Zug launches public transport hub with a residential development
Following years of planning, work is now getting underway on an infrastructure project at the An der Aa site in Zug. The new base for the ZVB, the emergency services and the administration will also provide space for around 160 flats from 2031, 40 per cent of which will be affordable housing.
At the An der Aa site in Zug, work is beginning on the redevelopment of a site whose significance extends far beyond public transport. With the new main depot for Zugerland Verkehrsbetriebe, a building for the emergency services and space for the cantonal administration, a site currently dominated by commercial operations will be redeveloped by the early 2030s to allow for the creation of additional housing in the north.
The core of the project lies in the densification of the infrastructure. In future, buses are to be garaged underground. This will free up 8,400 square metres of development space on the site, the building rights for which will be transferred to the Zug Pension Fund. Plans envisage around 160 flats there, 40 per cent of which will be affordable, complemented by commercial facilities and a neighbourhood square.
From operational site to urban building block
The transformation has political backing. On 3 March 2024, Zug’s electorate voted overwhelmingly in favour of the ‘An der Aa II’ development plan. The plan combines transport infrastructure, emergency services, administrative facilities and residential development within the same area. It is precisely this integration that is relevant to the property sector: only by reorganising the transport services into a more compact layout can the site be made available for the subsequent residential development.
According to available information, the new ZVB main base, together with the emergency services and the cantonal administration, is due to become operational by 2031. Around 250 office workstations are planned for the administrative area. The residential buildings for the Zug Pension Fund will follow. This marks a shift from what was previously a functionally self-contained depot towards a mixed-use neighbourhood offering additional housing in a central location.

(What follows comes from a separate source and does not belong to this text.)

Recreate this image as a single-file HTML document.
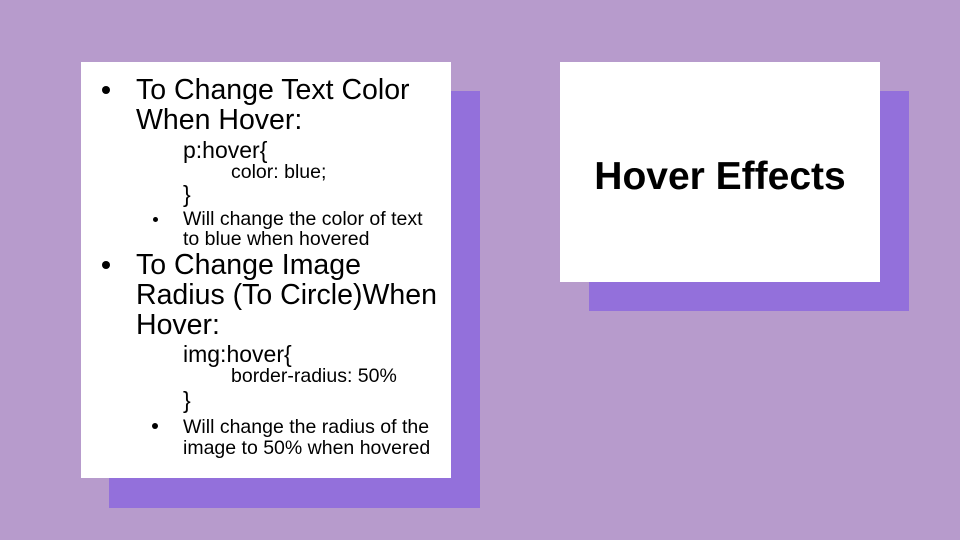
<!DOCTYPE html>
<html><head><meta charset="utf-8"><style>
body{margin:0;width:960px;height:540px;background:#b79bcc;position:relative;overflow:hidden;font-family:"Liberation Sans",sans-serif;color:#000}
.b{position:absolute}
.t{position:absolute;white-space:nowrap;line-height:30px}
.bl{position:absolute;width:8px;height:8px;border-radius:50%;background:#000}
.bs{position:absolute;width:5px;height:5px;border-radius:50%;background:#000}
</style></head><body>
<div class="b" style="left:109px;top:91px;width:371px;height:417px;background:#9370db"></div>
<div class="b" style="left:81px;top:62px;width:370px;height:416px;background:#fff"></div>
<div class="b" style="left:589px;top:91px;width:320px;height:220px;background:#9370db"></div>
<div class="b" style="left:560px;top:62px;width:320px;height:220px;background:#fff"></div>
<div class="t" style="left:560px;width:320px;text-align:center;top:156px;line-height:42px;font-size:39px;font-weight:bold">Hover Effects</div>

<div class="bl" style="left:102px;top:86px"></div>
<div class="t" style="left:136px;top:75px;font-size:28.5px">To Change Text Color</div>
<div class="t" style="left:136px;top:105px;font-size:28.5px">When Hover:</div>
<div class="t" style="left:183px;top:135px;font-size:23px">p:hover{</div>
<div class="t" style="left:231px;top:157px;font-size:19.5px">color: blue;</div>
<div class="t" style="left:183px;top:179px;font-size:23px">}</div>
<div class="bs" style="left:153px;top:217px"></div>
<div class="t" style="left:183px;top:204px;font-size:19.5px">Will change the color of text</div>
<div class="t" style="left:183px;top:224px;font-size:19.5px">to blue when hovered</div>
<div class="bl" style="left:102px;top:261px"></div>
<div class="t" style="left:136px;top:250px;font-size:28.5px">To Change Image</div>
<div class="t" style="left:136px;top:280px;font-size:28.5px">Radius (To Circle)When</div>
<div class="t" style="left:136px;top:310px;font-size:28.5px">Hover:</div>
<div class="t" style="left:183px;top:339px;font-size:23px">img:hover{</div>
<div class="t" style="left:231px;top:361px;font-size:19.5px">border-radius: 50%</div>
<div class="t" style="left:183px;top:385px;font-size:23px">}</div>
<div class="bl" style="left:152px;top:423px;width:6px;height:6px"></div>
<div class="t" style="left:183px;top:412px;font-size:19.5px">Will change the radius of the</div>
<div class="t" style="left:183px;top:433px;font-size:19.5px">image to 50% when hovered</div>
</body></html>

Residential development to follow in the second phase
The timetable is crucial for the residential section. Construction of the two residential buildings cannot begin until the operational facilities have been relocated. The plans include two buildings with up to eight storeys, each around 30 metres high. The provision of affordable housing is particularly important in Zug, as new, larger residential projects are rare in the city and affordable housing is usually only created as part of complex site developments.
A protracted planning process with clear consequences
The fact that the ground-breaking ceremony is taking place only after around 16 years of planning highlights the scale of effort involved in such mixed-use projects on inner-city infrastructure sites. For developers, investors and public building authorities, the project serves as an example of how mobility, administration and housing can be reorganised within a confined space. The key outcome lies not in the individual new building, but in the release of land: without the underground bus service, the residential section would not exist at this location.